【发布时间】:2015-07-25 23:15:11
【问题描述】:
我现在正在学习 x86 课程,我们有一个 ARM 程序集作业,它是我们所做的 x86 作业的副本。基本上它从文件中读取,将小写字母更改为大写,并保留空格。所以它只写大写字母(如果是小写则更改小写字母),并复制空格,同时去掉数字和字符。我们只使用十六进制字符 00h-7F(即使我们拥有的最低可用字符是 0x20)。我试图将我的代码从 x86 转换为 ARM,但它只是直接通过,没有写入输出。
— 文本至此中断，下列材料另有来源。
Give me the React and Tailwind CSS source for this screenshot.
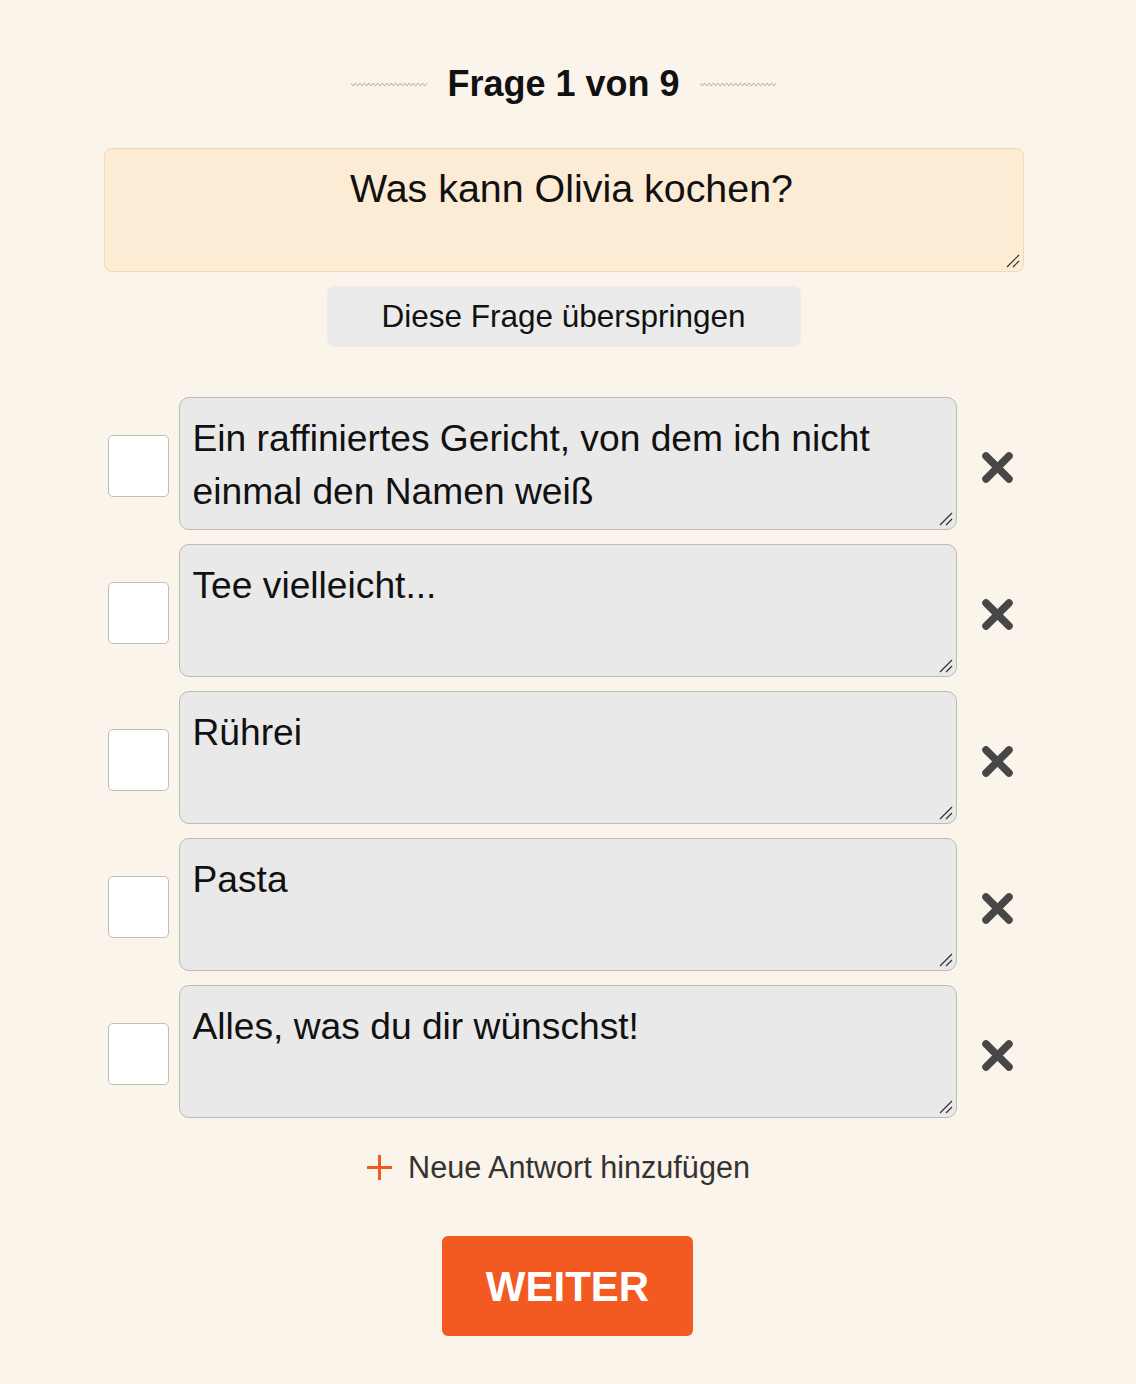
import React from "react";

function Wave() {
  const pts = [];
  for (let i = 0; i <= 34; i++) {
    pts.push(`${(i * 76) / 34},${i % 2 === 0 ? 1 : 4}`);
  }
  return (
    <svg width="76" height="5" viewBox="0 0 76 5" className="shrink-0">
      <polyline points={pts.join(" ")} fill="none" stroke="#b3b0ab" strokeWidth="1" />
    </svg>
  );
}

function XIcon() {
  return (
    <svg width="31" height="31" viewBox="0 0 31 31" className="shrink-0">
      <line x1="4" y1="4" x2="27" y2="27" stroke="#474747" strokeWidth="7.5" strokeLinecap="round" />
      <line x1="27" y1="4" x2="4" y2="27" stroke="#474747" strokeWidth="7.5" strokeLinecap="round" />
    </svg>
  );
}

function Grip() {
  return (
    <svg width="14" height="14" viewBox="0 0 14 14" className="absolute right-[4px] bottom-[4px] pointer-events-none">
      <line x1="1" y1="13" x2="13" y2="1" stroke="#333" strokeWidth="1.2" />
      <line x1="7" y1="13" x2="13" y2="7" stroke="#333" strokeWidth="1.2" />
    </svg>
  );
}

const answers = [
  "Ein raffiniertes Gericht, von dem ich nicht einmal den Namen weiß",
  "Tee vielleicht...",
  "Rührei",
  "Pasta",
  "Alles, was du dir wünschst!",
];

export default function App() {
  return (
    <div className="min-h-[1384px] bg-[#fbf4ea] font-['Liberation_Sans',Arial,sans-serif] flex flex-col items-center pt-[62px] pr-[9px] text-[#111]">
      <div className="flex items-center gap-5 h-[44px]">
        <Wave />
        <h1 className="text-[36px] leading-[44px] font-bold text-[#111]">Frage 1 von 9</h1>
        <Wave />
      </div>

      <div className="relative mt-[42px] w-[920px] h-[124px]">
        <textarea
          defaultValue="Was kann Olivia kochen?"
          className="block w-full h-full resize-none bg-[#fdecd5] border border-[#f6d7ae] rounded-[8px] text-center text-[39.4px] leading-[48px] pt-[15px] pl-[32px] pr-[16px] text-[#111] outline-none"
        />
        <Grip />
      </div>

      <button className="mt-[14px] w-[474px] h-[61px] bg-[#ebebeb] rounded-[8px] text-[31.5px] text-[#111]">
        Diese Frage überspringen
      </button>

      <div className="mt-[50px] w-[920px] flex flex-col gap-[14px]">
        {answers.map((a, i) => (
          <div key={i} className="flex items-center">
            <div className="ml-[4px] mt-[5px] w-[61px] h-[62px] bg-white border border-[#bdbdbd] rounded-[5px] shrink-0" />
            <div className="relative ml-[10px] w-[778px] h-[133px] shrink-0">
              <textarea
                defaultValue={a}
                className="block w-full h-full resize-none bg-[#e9e9e9] border border-[#bababa] rounded-[10px] text-[37.2px] leading-[53px] pt-[14px] pl-[13px] pr-[13px] text-[#111] outline-none"
              />
              <Grip />
            </div>
            <div className="ml-[25px] mt-[8px]">
              <XIcon />
            </div>
          </div>
        ))}
      </div>

      <button className="mt-[31px] mr-[10px] flex items-center gap-4 h-[36px] text-[30.6px] leading-[36px] text-[#333]">
        <svg width="25" height="25" viewBox="0 0 25 25" className="shrink-0">
          <line x1="12.5" y1="0" x2="12.5" y2="25" stroke="#ee5a24" strokeWidth="3" />
          <line x1="0" y1="12.5" x2="25" y2="12.5" stroke="#ee5a24" strokeWidth="3" />
        </svg>
        <span>Neue Antwort hinzufügen</span>
      </button>

      <button className="mt-[51px] ml-[8px] w-[251px] h-[100px] bg-[#f25a22] rounded-[6px] text-white text-[42px] font-bold">
        WEITER
      </button>
    </div>
  );
}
任何想法为什么,以及如何解决它?
我写了标有“检查是否小写”“检查是否大写”和“检查是否空格”的部分
;---------------------------------------------------------------------
; File: ARMkey.s
;
; Function: This program copies an ASCII file
; It assumes the file uses CR/LF as the end of line sequence
; - It opens an input file named key.in
; - It opens an output file named key.out
; - It reads one line of text from the input file.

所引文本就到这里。